[start Dataset content]

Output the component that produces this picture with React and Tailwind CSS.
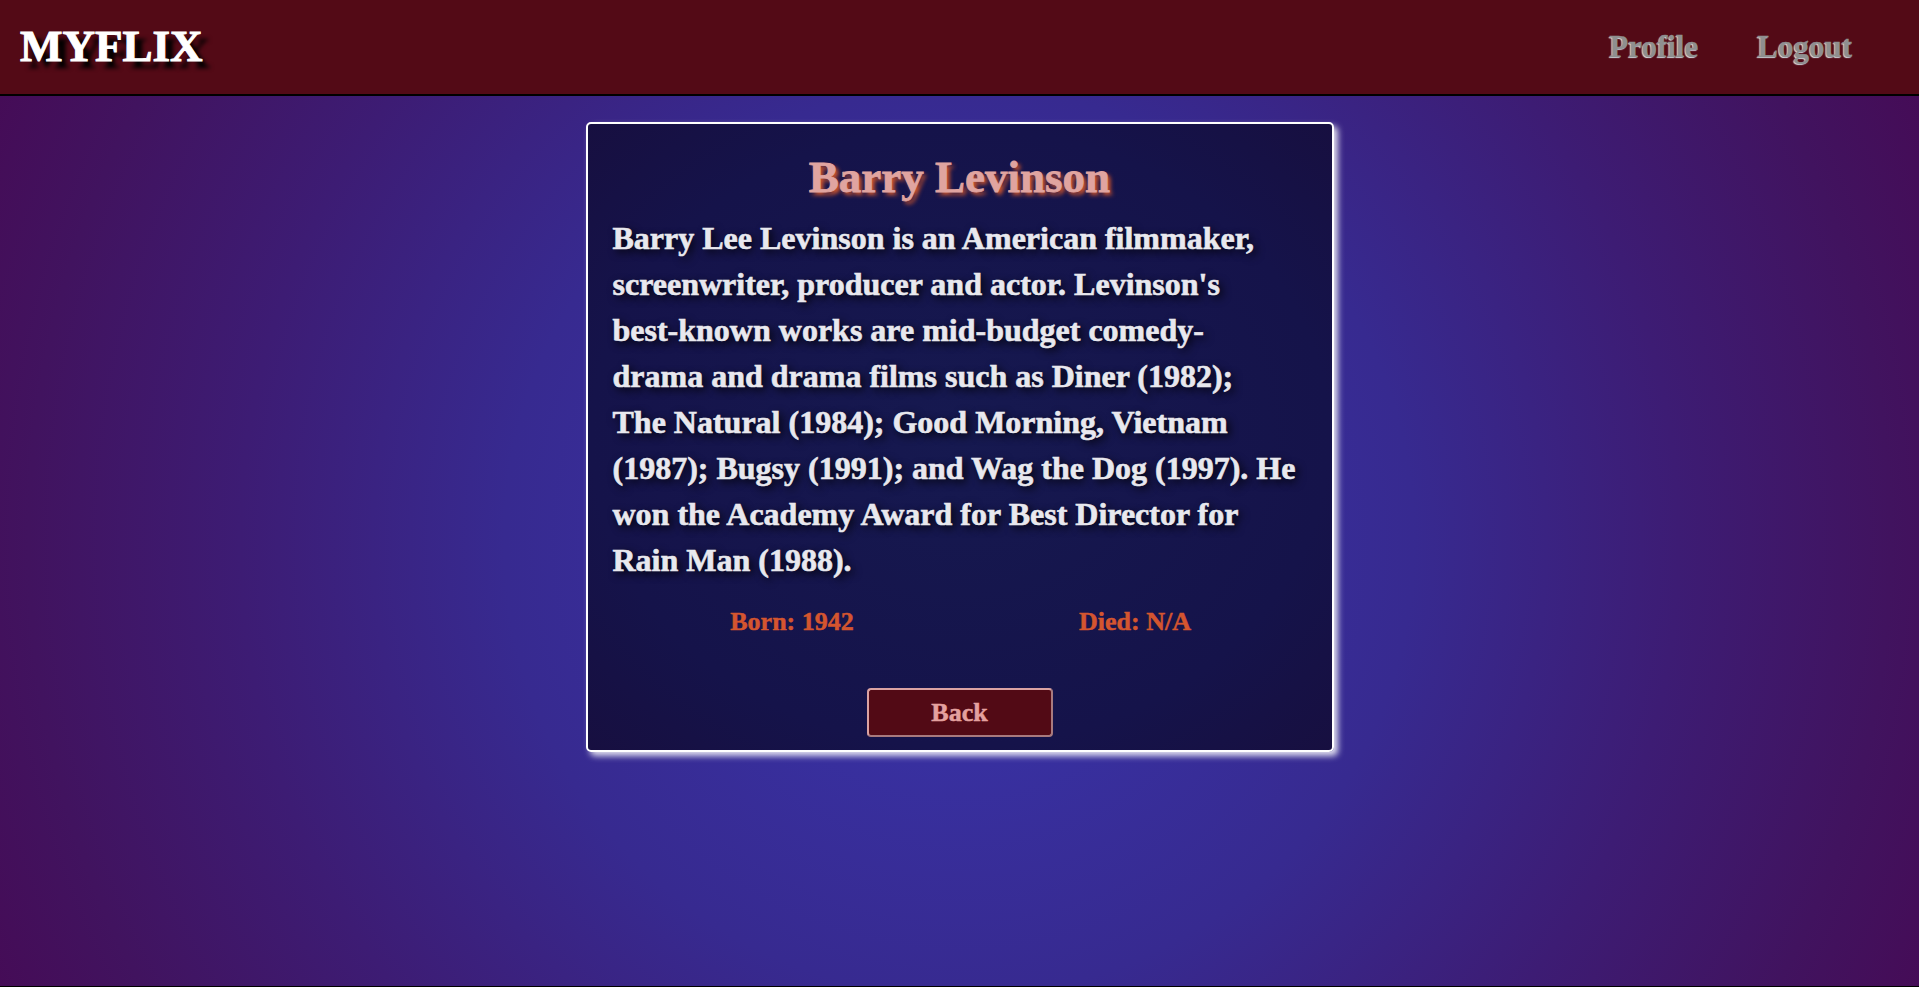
export default function App() {
  const bio = [
    'Barry Lee Levinson is an American filmmaker,',
    "screenwriter, producer and actor. Levinson's",
    'best-known works are mid-budget comedy-',
    'drama and drama films such as Diner (1982);',
    'The Natural (1984); Good Morning, Vietnam',
    '(1987); Bugsy (1991); and Wag the Dog (1997). He',
    'won the Academy Award for Best Director for',
    'Rain Man (1988).',
  ];

  return (
    <div className="min-h-screen flex flex-col font-['Liberation_Serif',serif] font-bold">
      <nav className="h-[96px] shrink-0 bg-[#530a16] border-b-2 border-black flex items-center justify-between pl-5 pr-[67px]">
        <span className="text-[45px] text-white [-webkit-text-stroke:1px_#fff] [text-shadow:8px_7px_4px_#000]">MYFLIX</span>
        <div className="flex gap-[59px] text-[31px] text-[#8f8f8f] [-webkit-text-stroke:0.4px_#8f8f8f] [text-shadow:-1px_1px_1px_#dde4ec]">
          <a href="#">Profile</a>
          <a href="#">Logout</a>
        </div>
      </nav>

      <main className="flex-1 border-b border-black bg-[radial-gradient(circle_at_center,#3634a8_0%,#3830a0_20%,#372a90_43%,#3d1c74_68%,#41135f_88%,#450c57_100%)]">
        <div className="w-[748px] mx-auto mt-[26px] border-2 border-white rounded-[5px] bg-[radial-gradient(ellipse_at_center,#161950_0%,#15134a_70%,#170f40_100%)] shadow-[4px_4px_6px_rgba(255,255,255,0.85)] pt-[27px] pb-[13px] px-[25px]">
          <h1 className="text-center text-[45px] leading-[52px] text-[#e0a4a0] [-webkit-text-stroke:0.8px_#e0a4a0] [text-shadow:3px_3px_4px_#d4572b]">
            Barry Levinson
          </h1>
          <p className="mt-[12px] text-[32px] leading-[46px] text-[#e8e8ee] [-webkit-text-stroke:0.6px_#e8e8ee] [text-shadow:3px_3px_8px_#000]">
            {bio.map((line, i) => (
              <span key={i} className="block whitespace-nowrap">{line}</span>
            ))}
          </p>
          <div className="mt-[21px] grid grid-cols-2 pl-[8px] text-center text-[26px] leading-[36px] text-[#d4552f] [-webkit-text-stroke:0.5px_#d4552f]">
            <span>Born: 1942</span>
            <span>Died: N/A</span>
          </div>
          <div className="mt-[48px] flex justify-center">
            <button className="w-[186px] h-[49px] rounded-[4px] border-2 border-t-[#dba3a3] border-l-[#dba3a3] border-r-[#a87a7e] border-b-[#a87a7e] bg-[#520a15] text-[26px] text-[#e4a19f] [-webkit-text-stroke:0.5px_#e4a19f] font-bold">
              Back
            </button>
          </div>
        </div>
      </main>
    </div>
  );
}
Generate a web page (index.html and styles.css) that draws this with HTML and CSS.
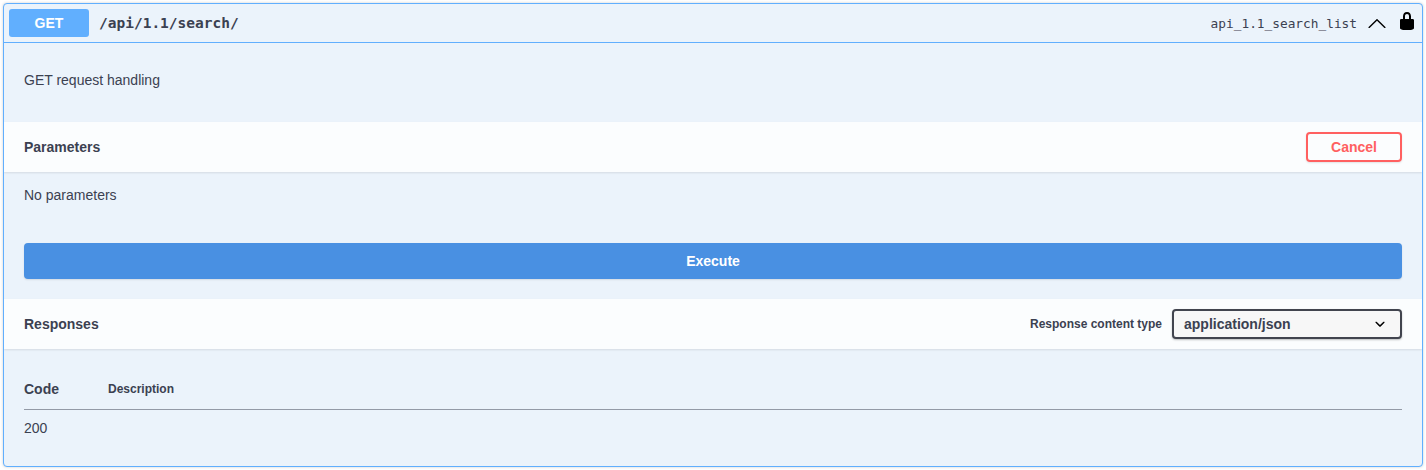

[end Dataset content]

### [Problem requirements]
Only the number should be given: how many lines of the data contain the word "that"?

### [Exercise solution]
2